Beating the level wakes you from the nightmare, but our unwilling indulgence in the macabre dream has left her waking hands scaled and horned. Her shadow self is taking over her physical self, and she doesn’t approve. She knows she’s no monster. The monstrous heroine does her best to bury, burn or drown the book, the source of her transformation. Yet every night it finds its way back, and I see her smile at the transformation of her hands from fingers to bloody cleavers, even as I smile.
Each morning she wakes up, her hands bloodier, sharper, even as the player becomes more deadly, and more skilled in kicking dudes into spikes, kicking dudes into the air and hacking them to pieces. The more powerful I become, the more fun I am having and the more bloody pixels come oozing from her mandibles. I couldn’t look away, and I didn’t want to.

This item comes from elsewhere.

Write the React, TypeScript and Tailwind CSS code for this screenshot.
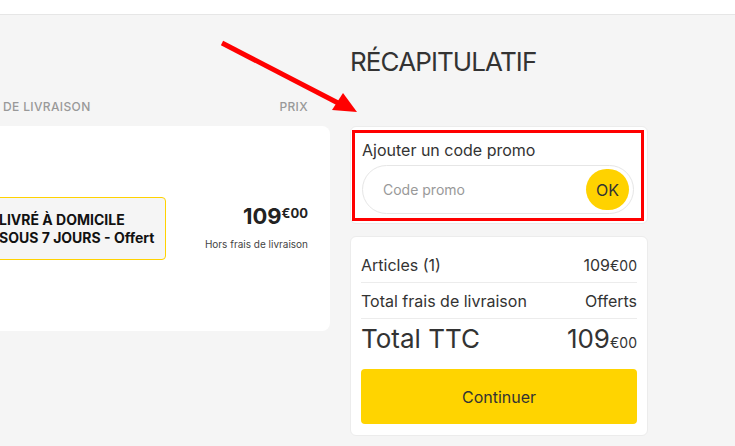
import React from 'react';

const font = { fontFamily: 'Inter, "Noto Sans", sans-serif' };

function Price({ big, small, className }: { big: string; small: string; className?: string }) {
  return (
    <span className={className}>
      {big}
      <span className="text-[14px]">{small}</span>
    </span>
  );
}

export default function App() {
  return (
    <div className="relative h-[446px] w-[735px] overflow-hidden bg-[#f5f5f5] text-[#333]" style={font}>
      <div className="h-[15px] border-b border-[#e6e6e6] bg-white" />

      <div className="flex gap-[20px]">
        {/* livraison column, partly off screen */}
        <div className="-ml-[70px] w-[400px] shrink-0 pt-[83px]">
          <div className="flex justify-between pl-[32px] pr-[22px] text-[12px] font-medium uppercase tracking-[0.03em] text-[#999]">
            <span>Mode de livraison</span>
            <span>Prix</span>
          </div>
          <div className="mt-[10px] flex h-[205px] items-center justify-between rounded-lg bg-white pl-[50px] pr-[22px]">
            <div className="flex h-[63px] w-[186px] flex-col justify-center rounded-[4px] border border-[#ffd200] bg-[#f5f5f5] px-[18px] text-[14px] font-bold leading-[18px] text-[#111]">
              <span>LIVRÉ À DOMICILE</span>
              <span className="whitespace-nowrap">SOUS 7 JOURS - Offert</span>
            </div>
            <div className="flex flex-col items-end">
              <span className="text-[22px] font-bold leading-none text-[#222]">
                109<span className="relative -top-[6px] text-[13px]">€00</span>
              </span>
              <span className="mt-[10px] text-[10px] text-[#444]">Hors frais de livraison</span>
            </div>
          </div>
        </div>

        {/* récapitulatif column */}
        <div className="w-[298px] shrink-0 pt-[30px]">
          <h2 className="text-[26px] font-normal uppercase leading-[34px] tracking-[-0.9px] text-[#333]">Récapitulatif</h2>

          <div className="mt-[47px] rounded-md border border-[#ececec] bg-white px-[1px] pb-[2px] pt-[3px]">
            <div className="mr-[2px] border-[3px] border-[#ff0000] px-[7px] pb-[4px] pt-[6px]">
              <p className="text-[16px] leading-[22px] text-[#333]">Ajouter un code promo</p>
              <div className="mt-[4px] flex h-[49px] items-center justify-between rounded-full border border-[#e6e6e6] pl-[20px] pr-[4px]">
                <span className="text-[14px] text-[#999]">Code promo</span>
                <button className="flex h-[41px] w-[43px] items-center justify-center rounded-full bg-[#ffd200] text-[16px] text-[#333]">
                  OK
                </button>
              </div>
            </div>
          </div>

          <div className="mt-[12px] rounded-md border border-[#ececec] bg-white px-[10px] pb-[11px] pt-[10px]">
            <div className="flex h-[36px] items-center justify-between border-b border-[#ececec] text-[16px]">
              <span>Articles (1)</span>
              <Price big="109" small="€00" />
            </div>
            <div className="flex h-[36px] items-center justify-between border-b border-[#ececec] text-[16px]">
              <span>Total frais de livraison</span>
              <span>Offerts</span>
            </div>
            <div className="flex h-[40px] items-center justify-between text-[26px] leading-none">
              <span>Total TTC</span>
              <Price big="109" small="€00" />
            </div>
            <button className="mt-[10px] flex h-[55px] w-full items-center justify-center rounded-[4px] bg-[#ffd400] text-[16px] text-[#333]">
              Continuer
            </button>
          </div>
        </div>
      </div>

      {/* annotation arrow */}
      <svg className="pointer-events-none absolute left-0 top-0" width="735" height="446">
        <line x1="222" y1="43" x2="340" y2="104" stroke="#ff0000" strokeWidth="5" />
        <polygon points="357,112 332,110 343,93" fill="#ff0000" />
      </svg>
    </div>
  );
}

UFC champion George St. Pierre beats people until they bleed or fall unconscious. They do it for money, because people will pay, and cheer, if only for a sight of blood.
“Oh my god,” St. Pierre yells as a man goes through a meat grinder.
The mixed martial artist was called upon to help design Sleeping Dogs‘ hand-to-hand combat. When he played the game developers said, “It was like the dark side of George wanted to bust loose…He wanted to get his hands on the game, he almost wanted to take the controls from Mike and play himself.”
St. Pierre said of himself, “When I play video games I like to be a villain. In life I am a good person but when I play I am like the most evil person I can be.”
“Ohhhh” St. Pierre and the developers yell in unison as an enemy NPC is brutally bludgeoned, a fake blood cloud exploding from his head.
I don’t know how my heroine ended up, whether she is forever tormented by her evil headmaster, forced to awaken her shadow self each night, or whether she escaped, defeating her own nightmares and lives in healthy fear of her capacity for evil.
I don’t know because the game is too damn hard. I admit defeat after 20 minutes of frustration and close the application.
I like They Bleed Pixels. The game is like watching a schoolyard fight or rubbernecking at an accident. I experience the little girl’s nightmares second hand, I indulge my shadow self in the gore, I am the most evil person I could be. But am also forced to indulge in her torment and transformation. The impulse for blood in tempered by the cost she had to pay. She is repulsed by her hands, still bloody in the morning.
I look at my own hands and feel relieved. They’re clean. I could never be a monster.